Stupid little iota of an idea

spir denis.spir at gmail.com
Thu Feb 10 03:44:13 PST 2011


On 02/09/2011 09:09 PM, Daniel Gibson wrote:
> Am 09.02.2011 21:08, schrieb Ary Manzana:
>> On 2/9/11 3:54 PM, bearophile wrote:
>>> - There is no need to learn to use a function with a weird syntax like iota,
>>> coming from APL. This makes Phobos and learning D a bit simpler.
>>
>> I would recommend stop using "weird" names for functions. Sorry if this sounds a
>> little harsh but the only reason I see this function is called "iota" is to
>> demonstrate knowledge (or to sound cool).

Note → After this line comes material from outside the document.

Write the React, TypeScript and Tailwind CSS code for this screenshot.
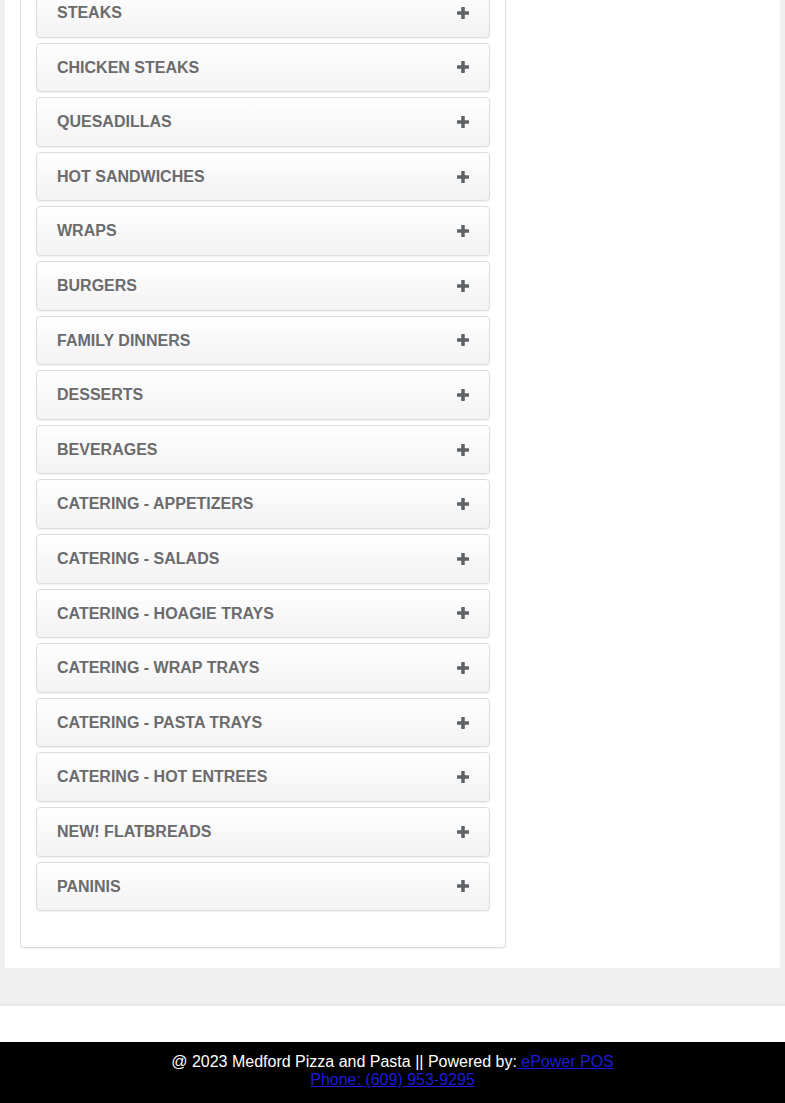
const categories = [
  'STEAKS',
  'CHICKEN STEAKS',
  'QUESADILLAS',
  'HOT SANDWICHES',
  'WRAPS',
  'BURGERS',
  'FAMILY DINNERS',
  'DESSERTS',
  'BEVERAGES',
  'CATERING - APPETIZERS',
  'CATERING - SALADS',
  'CATERING - HOAGIE TRAYS',
  'CATERING - WRAP TRAYS',
  'CATERING - PASTA TRAYS',
  'CATERING - HOT ENTREES',
  'NEW! FLATBREADS',
  'PANINIS',
];

function PlusIcon() {
  return (
    <svg width="12" height="12" viewBox="0 0 12 12" className="shrink-0">
      <rect x="4.25" y="0" width="3.5" height="12" rx="0.5" fill="#5e6367" />
      <rect x="0" y="4.25" width="12" height="3.5" rx="0.5" fill="#5e6367" />
    </svg>
  );
}

function CategoryRow({ name }: { name: string }) {
  return (
    <div className="rounded-[4px] border border-[#dcdcdc] bg-gradient-to-b from-white to-[#f4f2f2] shadow-[0_1px_1px_rgba(0,0,0,0.05)]">
      <div className="flex h-[47.6px] items-center justify-between pl-[20px] pr-[20px]">
        <span className="text-[16px] font-bold leading-[17.6px] text-[#6a6b6d]">{name}</span>
        <PlusIcon />
      </div>
    </div>
  );
}

export default function App() {
  return (
    <div className="min-h-[1103px] overflow-hidden bg-[#f0f0f0]" style={{ fontFamily: '"Liberation Sans", Arial, sans-serif' }}>
      <div className="mx-[5px] bg-white px-[15px] pb-[20px]">
        <div className="w-[486px] rounded-b-[4px] border-x border-b border-[#dddddd] px-[15px] pb-[36px] shadow-[0_1px_1px_rgba(0,0,0,0.05)]">
          <div className="-mt-[12px] flex flex-col gap-[5px]">
            {categories.map((c) => (
              <CategoryRow key={c} name={c} />
            ))}
          </div>
        </div>
      </div>
      <div className="h-[38px] border-b-[3px] border-[#e9e9e9] bg-[#f0f0f0]"></div>
      <div className="h-[36px] bg-white"></div>
      <div className="bg-black pt-[11px] pb-[15px] text-center text-[16px] leading-[18px] text-white">
        <div>
          @ 2023 Medford Pizza and Pasta || Powered by:
          <a href="#" className="text-[#1c1cd9] underline">
            {' '}ePower POS
          </a>
        </div>
        <div>
          <a href="#" className="text-[#1c1cd9] underline">
            Phone: (609) 953-9295
          </a>
        </div>
      </div>
    </div>
  );
}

But programmers using a language don't
>> care about whether the other programmer demonstrates knowledge behind a function
>> name, they just want to get things done, fast.
>>
>> I mean, if I want to create a range of numbers I would search "range". "iota"
>> will never, ever come to my mind. D has to be more open to public, not only to
>> people who programmed in APL, Go or are mathematics freaks. Guess how a range is
>> called in Ruby? That's right, Range.
>>
>> Another example: retro. The documentation says "iterates a bidirectional name
>> backwards". Hm, where does "retro" appear in that text? If I want to iterate it
>> backwards, or to reverse the order, the first thing I would write is
>> reverse(range) or backwards(range), "retro" would never come to my mind.
>>
>> (and no, replies like "you can always alias xxx" are not accepted :-P)
>
> I agree that iota is a bad name, but "Range" is a bad name because it's already
> used in D.

Use "Interval". Actually better than range, because it's an international word 
(thus far easier for non-native English speakers). English very often provides 
2 words (typically one is germanic, the other imported); choose the 
international one when none is obviously better.